Due to its simplicity and small size, it is often used to showcase the performance of various statistical algorithms. We use it here to show how to use our implementation of PCA:

import numpy
from sklearn import datasets
import matplotlib.pyplot
 # load the iris dataset
iris = datasets.load_iris()
data = iris['data'].astype(numpy.float32) # a 150x4 matrix with features
labels = iris['target'] # an array with 150 class labels
 # project the features to two dimensions
mean, proj, vars = do_pca(data, 2)
data = numpy.matmul(data-mean, proj)
 # plot the results 8we use class labels for colorization)
matplotlib.pyplot.scatter(data[:, 0], data[:, 1], c=labels)
matplotlib.pyplot.show()

The code above produces the following figure:

The Iris dataset projected with PCA to two dimensions

We can see that different classes are relatively clearly separated. However, we cannot linearly separate all the classes in the obtained 2D space. The PCA method is quite popular and useful for such preliminary, exploratory data analysis.
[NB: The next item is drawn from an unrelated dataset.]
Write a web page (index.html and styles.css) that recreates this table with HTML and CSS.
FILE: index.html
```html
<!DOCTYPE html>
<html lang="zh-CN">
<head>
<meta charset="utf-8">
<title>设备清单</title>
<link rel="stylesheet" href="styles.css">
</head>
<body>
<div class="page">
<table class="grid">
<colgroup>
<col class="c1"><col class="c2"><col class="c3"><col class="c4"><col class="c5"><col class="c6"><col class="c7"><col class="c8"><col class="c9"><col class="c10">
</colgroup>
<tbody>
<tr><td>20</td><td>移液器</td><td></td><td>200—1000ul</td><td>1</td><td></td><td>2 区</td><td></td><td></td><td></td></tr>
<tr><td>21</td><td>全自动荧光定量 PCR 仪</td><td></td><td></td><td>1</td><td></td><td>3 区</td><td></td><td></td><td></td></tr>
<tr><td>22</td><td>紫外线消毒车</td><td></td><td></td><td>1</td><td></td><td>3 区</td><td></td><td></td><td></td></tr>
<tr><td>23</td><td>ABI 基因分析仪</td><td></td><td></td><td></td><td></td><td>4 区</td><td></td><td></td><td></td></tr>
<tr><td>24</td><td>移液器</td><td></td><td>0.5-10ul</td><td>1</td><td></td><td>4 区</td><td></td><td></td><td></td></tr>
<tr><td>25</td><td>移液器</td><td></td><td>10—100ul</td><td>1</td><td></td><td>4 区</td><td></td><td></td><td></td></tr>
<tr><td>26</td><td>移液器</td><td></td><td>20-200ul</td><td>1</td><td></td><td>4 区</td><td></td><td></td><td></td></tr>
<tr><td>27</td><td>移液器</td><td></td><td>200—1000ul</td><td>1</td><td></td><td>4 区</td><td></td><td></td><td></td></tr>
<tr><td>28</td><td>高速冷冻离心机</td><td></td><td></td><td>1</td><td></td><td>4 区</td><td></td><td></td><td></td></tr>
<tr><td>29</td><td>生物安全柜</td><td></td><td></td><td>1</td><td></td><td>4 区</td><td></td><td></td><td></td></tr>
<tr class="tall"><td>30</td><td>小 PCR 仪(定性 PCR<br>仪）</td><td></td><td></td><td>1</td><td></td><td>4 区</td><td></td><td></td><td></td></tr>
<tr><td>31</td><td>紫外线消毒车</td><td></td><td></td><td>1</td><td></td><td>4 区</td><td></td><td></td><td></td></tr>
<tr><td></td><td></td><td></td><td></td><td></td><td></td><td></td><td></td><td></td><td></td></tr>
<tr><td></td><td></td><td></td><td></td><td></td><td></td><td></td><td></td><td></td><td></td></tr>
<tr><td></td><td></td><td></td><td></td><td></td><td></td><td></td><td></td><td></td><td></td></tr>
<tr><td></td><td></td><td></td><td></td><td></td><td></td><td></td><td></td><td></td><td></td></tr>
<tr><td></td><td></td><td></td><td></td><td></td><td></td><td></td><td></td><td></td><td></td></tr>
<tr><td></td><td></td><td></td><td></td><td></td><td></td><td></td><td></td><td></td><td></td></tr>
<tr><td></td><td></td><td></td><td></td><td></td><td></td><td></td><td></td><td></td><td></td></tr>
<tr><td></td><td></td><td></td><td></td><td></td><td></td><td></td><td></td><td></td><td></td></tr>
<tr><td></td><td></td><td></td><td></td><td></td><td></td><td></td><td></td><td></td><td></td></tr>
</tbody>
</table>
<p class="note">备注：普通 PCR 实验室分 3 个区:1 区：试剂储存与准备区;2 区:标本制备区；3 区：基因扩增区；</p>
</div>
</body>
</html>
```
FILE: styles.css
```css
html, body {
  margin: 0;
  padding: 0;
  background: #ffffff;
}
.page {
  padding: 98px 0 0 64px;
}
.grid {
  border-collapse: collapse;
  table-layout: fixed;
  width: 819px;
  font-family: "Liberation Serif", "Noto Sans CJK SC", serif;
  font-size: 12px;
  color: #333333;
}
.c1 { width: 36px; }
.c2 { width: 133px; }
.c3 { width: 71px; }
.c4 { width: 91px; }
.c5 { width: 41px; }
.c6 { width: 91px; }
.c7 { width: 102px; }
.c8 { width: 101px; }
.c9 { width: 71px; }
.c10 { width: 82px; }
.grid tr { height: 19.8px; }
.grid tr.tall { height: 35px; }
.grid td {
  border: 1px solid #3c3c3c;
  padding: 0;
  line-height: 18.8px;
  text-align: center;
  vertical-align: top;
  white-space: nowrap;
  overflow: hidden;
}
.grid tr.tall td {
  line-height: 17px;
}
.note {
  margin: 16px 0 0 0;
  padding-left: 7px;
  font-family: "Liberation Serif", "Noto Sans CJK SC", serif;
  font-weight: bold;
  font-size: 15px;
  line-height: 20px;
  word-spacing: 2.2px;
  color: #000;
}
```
However, it has its limitations.

Limitations of the PCA method

Note that the applicability of PCA is limited by assumptions made in its derivation. Some are listed here:

PCA is a linear projection method and it could fail (e.g., lead you to wrong conclusions) on some datasets;
variance maximization sometimes does not lead to the desired outcome;
the results of PCA depend on the scaling of variables in the vector \(\mathbf{x}\);
it could be difficult (or impossible) to provide physically meaningful interpretation of generated projections;
the orthogonality of projection directions can be restrictive as the informative dimensions do not necessarily have to be orthogonal to each other;
it is potentially computationally demanding to compute.
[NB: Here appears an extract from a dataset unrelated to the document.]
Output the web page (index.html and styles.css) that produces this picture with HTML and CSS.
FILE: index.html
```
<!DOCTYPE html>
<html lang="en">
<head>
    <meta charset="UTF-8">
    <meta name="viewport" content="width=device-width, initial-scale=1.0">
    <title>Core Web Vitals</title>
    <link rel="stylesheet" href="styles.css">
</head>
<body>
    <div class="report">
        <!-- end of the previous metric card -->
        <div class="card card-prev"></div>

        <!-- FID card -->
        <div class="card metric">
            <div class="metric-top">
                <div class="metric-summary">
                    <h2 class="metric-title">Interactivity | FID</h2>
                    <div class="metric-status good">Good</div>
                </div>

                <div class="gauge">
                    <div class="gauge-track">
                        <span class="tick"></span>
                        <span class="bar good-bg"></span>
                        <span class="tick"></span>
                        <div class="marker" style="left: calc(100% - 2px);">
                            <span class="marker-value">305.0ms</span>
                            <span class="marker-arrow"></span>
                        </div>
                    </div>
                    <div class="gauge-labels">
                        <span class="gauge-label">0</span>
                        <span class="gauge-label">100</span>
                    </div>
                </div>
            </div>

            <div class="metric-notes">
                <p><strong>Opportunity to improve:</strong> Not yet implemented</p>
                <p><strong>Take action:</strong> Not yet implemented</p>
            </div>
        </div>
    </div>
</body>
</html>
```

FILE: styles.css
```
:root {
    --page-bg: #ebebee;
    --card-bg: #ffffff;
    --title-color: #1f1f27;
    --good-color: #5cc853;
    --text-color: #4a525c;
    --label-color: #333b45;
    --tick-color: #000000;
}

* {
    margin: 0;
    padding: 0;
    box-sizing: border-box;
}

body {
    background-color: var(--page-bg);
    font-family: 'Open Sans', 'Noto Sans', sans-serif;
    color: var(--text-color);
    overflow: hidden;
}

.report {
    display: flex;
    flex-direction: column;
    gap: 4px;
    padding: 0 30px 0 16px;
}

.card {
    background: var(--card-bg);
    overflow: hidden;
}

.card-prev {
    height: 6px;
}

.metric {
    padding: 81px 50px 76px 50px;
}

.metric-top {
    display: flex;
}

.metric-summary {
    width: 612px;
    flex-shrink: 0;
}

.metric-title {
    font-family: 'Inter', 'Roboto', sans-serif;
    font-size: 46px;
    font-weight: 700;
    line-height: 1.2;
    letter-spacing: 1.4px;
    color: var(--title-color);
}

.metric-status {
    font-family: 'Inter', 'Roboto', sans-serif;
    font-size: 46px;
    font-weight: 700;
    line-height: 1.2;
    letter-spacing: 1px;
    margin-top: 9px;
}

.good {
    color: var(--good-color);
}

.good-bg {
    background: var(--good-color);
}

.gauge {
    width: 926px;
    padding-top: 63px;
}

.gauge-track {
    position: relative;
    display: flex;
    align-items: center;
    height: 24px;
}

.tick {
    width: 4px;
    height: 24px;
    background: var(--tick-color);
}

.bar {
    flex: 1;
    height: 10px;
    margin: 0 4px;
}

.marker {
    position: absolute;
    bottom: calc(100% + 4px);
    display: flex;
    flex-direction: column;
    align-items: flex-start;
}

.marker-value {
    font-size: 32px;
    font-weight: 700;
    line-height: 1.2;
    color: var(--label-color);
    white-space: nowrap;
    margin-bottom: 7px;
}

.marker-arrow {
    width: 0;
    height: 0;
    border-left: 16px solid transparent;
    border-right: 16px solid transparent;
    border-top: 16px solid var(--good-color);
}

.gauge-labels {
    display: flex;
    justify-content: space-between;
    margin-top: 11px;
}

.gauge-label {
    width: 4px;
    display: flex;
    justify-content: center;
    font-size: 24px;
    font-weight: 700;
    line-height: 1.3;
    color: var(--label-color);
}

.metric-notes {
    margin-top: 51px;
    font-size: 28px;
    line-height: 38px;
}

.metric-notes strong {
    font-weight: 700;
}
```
For a more comprehensive analysis check the Wikipedia article or the tutorial paper available at arxiv.

Conclusion

This blog post introduced the basics of the PCA method, a common first tool in exploratory data analysis, feature extraction and data compression. The reader is encouraged to explore additional tutorials and articles for a different perspective, with the hope that information obtained here was useful.